[start Provided material]

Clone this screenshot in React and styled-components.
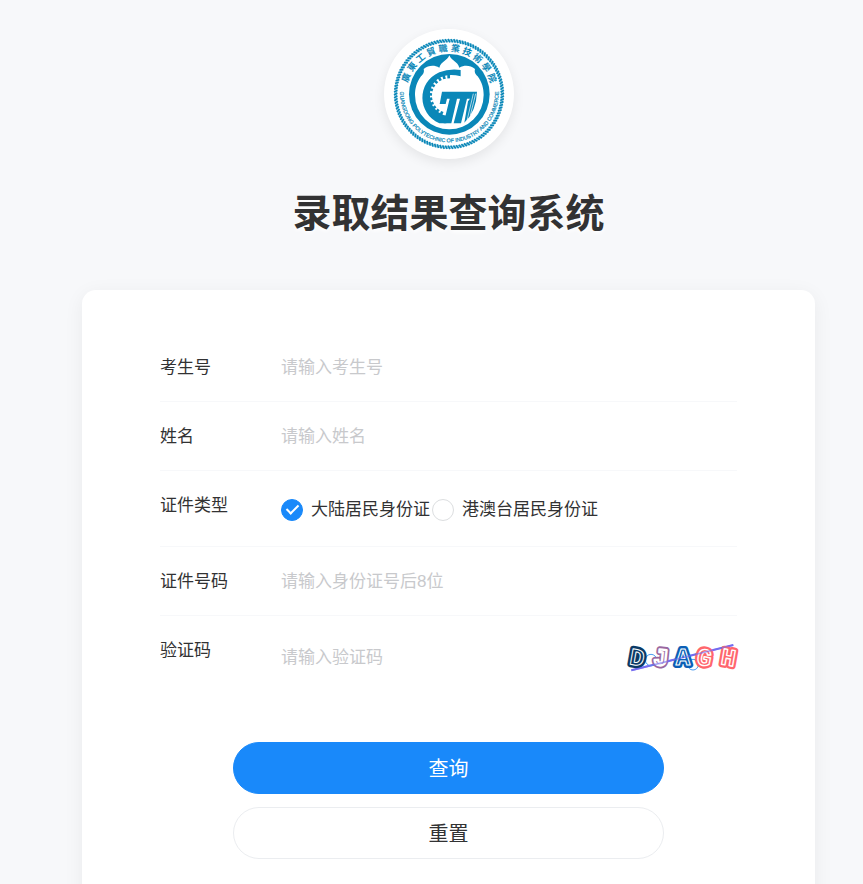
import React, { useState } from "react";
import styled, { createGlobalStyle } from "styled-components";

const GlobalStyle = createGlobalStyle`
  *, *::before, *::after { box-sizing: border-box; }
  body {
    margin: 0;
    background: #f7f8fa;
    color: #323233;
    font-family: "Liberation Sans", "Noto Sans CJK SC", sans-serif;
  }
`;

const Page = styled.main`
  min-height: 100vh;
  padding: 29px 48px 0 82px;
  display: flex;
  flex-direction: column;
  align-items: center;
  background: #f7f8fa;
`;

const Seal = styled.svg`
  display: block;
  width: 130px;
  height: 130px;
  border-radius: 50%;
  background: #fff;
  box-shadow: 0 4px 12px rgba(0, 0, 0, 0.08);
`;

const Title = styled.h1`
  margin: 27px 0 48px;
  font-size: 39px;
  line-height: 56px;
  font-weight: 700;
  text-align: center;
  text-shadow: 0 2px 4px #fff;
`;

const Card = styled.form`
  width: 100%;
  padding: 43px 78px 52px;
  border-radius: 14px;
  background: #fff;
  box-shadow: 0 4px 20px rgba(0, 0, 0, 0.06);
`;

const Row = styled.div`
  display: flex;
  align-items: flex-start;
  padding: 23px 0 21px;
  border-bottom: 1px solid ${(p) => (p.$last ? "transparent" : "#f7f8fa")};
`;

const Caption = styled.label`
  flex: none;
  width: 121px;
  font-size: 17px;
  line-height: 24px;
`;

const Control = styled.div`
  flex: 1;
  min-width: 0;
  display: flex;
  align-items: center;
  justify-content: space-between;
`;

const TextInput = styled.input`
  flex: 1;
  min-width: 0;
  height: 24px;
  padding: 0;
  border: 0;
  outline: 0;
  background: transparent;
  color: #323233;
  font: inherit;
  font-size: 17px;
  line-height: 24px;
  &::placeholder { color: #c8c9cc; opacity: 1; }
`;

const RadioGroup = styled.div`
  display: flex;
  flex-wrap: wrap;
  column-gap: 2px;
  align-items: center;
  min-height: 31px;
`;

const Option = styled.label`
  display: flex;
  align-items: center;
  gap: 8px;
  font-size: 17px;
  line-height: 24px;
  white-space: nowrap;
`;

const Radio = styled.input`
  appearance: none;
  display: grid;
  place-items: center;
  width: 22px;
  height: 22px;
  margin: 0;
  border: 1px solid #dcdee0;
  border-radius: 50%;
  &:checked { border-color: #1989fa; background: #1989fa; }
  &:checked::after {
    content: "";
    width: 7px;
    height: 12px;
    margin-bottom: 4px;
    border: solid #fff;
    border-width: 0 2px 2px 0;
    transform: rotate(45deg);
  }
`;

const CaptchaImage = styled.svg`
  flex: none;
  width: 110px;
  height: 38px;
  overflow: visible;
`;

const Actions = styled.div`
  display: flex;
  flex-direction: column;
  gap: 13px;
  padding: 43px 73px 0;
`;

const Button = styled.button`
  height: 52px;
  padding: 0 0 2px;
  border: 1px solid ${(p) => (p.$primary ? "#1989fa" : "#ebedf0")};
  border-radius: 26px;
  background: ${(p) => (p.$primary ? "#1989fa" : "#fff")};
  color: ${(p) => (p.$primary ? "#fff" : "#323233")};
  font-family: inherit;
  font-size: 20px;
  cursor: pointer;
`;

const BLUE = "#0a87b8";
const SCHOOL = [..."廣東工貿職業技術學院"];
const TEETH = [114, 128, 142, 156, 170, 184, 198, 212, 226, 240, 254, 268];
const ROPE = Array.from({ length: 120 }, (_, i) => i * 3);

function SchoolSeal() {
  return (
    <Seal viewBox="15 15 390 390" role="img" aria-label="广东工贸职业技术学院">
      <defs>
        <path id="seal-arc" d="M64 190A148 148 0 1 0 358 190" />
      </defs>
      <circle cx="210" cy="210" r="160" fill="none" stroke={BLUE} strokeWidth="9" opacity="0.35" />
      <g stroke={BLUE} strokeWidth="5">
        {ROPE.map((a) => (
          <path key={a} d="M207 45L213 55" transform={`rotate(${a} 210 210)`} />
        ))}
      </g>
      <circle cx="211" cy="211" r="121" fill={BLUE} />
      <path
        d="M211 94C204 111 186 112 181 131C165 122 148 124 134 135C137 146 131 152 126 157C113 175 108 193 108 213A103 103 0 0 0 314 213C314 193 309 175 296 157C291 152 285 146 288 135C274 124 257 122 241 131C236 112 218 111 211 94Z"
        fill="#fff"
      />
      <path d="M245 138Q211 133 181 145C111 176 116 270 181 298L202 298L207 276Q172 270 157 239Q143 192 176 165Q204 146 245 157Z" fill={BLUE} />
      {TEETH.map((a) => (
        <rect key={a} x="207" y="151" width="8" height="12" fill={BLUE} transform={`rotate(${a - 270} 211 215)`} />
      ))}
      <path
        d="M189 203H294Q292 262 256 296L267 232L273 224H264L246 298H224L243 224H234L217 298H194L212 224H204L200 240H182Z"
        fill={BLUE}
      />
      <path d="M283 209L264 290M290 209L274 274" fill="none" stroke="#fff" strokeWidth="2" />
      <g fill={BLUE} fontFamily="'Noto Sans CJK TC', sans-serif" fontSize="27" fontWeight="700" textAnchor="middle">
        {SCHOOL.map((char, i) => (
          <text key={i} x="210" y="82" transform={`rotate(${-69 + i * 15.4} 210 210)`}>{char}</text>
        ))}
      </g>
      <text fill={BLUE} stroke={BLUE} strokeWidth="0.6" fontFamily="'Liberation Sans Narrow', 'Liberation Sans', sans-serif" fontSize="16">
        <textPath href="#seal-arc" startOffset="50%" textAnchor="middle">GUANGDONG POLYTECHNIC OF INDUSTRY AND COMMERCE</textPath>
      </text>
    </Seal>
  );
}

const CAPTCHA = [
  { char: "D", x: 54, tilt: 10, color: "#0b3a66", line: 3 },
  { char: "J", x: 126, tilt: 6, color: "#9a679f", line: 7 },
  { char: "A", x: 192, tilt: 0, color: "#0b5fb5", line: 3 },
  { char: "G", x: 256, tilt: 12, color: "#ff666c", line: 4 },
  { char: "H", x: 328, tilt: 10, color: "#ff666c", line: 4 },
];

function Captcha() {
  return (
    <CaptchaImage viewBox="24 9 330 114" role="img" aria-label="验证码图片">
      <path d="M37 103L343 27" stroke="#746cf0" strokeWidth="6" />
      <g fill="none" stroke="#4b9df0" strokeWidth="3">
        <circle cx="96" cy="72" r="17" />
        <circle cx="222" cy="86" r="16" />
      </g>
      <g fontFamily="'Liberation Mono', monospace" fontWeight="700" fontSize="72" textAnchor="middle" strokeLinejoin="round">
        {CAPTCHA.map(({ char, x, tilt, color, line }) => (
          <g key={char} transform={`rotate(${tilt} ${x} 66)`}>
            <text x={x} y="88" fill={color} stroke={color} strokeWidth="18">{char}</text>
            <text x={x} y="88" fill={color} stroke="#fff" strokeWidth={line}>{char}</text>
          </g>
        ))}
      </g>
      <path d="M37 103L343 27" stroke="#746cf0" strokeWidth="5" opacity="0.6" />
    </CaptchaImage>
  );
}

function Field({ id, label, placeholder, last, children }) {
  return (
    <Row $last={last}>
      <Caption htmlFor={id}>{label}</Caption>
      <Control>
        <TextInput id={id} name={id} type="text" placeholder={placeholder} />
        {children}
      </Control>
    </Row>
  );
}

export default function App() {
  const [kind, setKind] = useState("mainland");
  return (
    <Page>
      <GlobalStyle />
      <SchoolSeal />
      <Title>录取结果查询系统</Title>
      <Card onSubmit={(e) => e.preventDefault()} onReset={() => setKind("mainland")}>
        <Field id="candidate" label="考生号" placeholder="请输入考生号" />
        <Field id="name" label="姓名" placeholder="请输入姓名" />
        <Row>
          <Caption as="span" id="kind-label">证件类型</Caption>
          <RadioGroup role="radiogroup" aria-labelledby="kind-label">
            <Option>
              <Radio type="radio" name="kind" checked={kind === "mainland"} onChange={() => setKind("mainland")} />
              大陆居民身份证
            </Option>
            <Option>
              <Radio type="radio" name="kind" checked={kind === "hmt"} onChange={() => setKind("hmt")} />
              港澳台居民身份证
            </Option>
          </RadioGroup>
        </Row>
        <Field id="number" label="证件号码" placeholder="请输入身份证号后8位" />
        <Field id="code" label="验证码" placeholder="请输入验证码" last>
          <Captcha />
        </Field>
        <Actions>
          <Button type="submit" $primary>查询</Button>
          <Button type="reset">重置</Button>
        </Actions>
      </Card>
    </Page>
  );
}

[end Provided material]

▶ [Direction] Pick each line holding the word "React" out of the data and copy it.

▶ [Task result]
Clone this screenshot in React and styled-components.
import React, { useState } from "react";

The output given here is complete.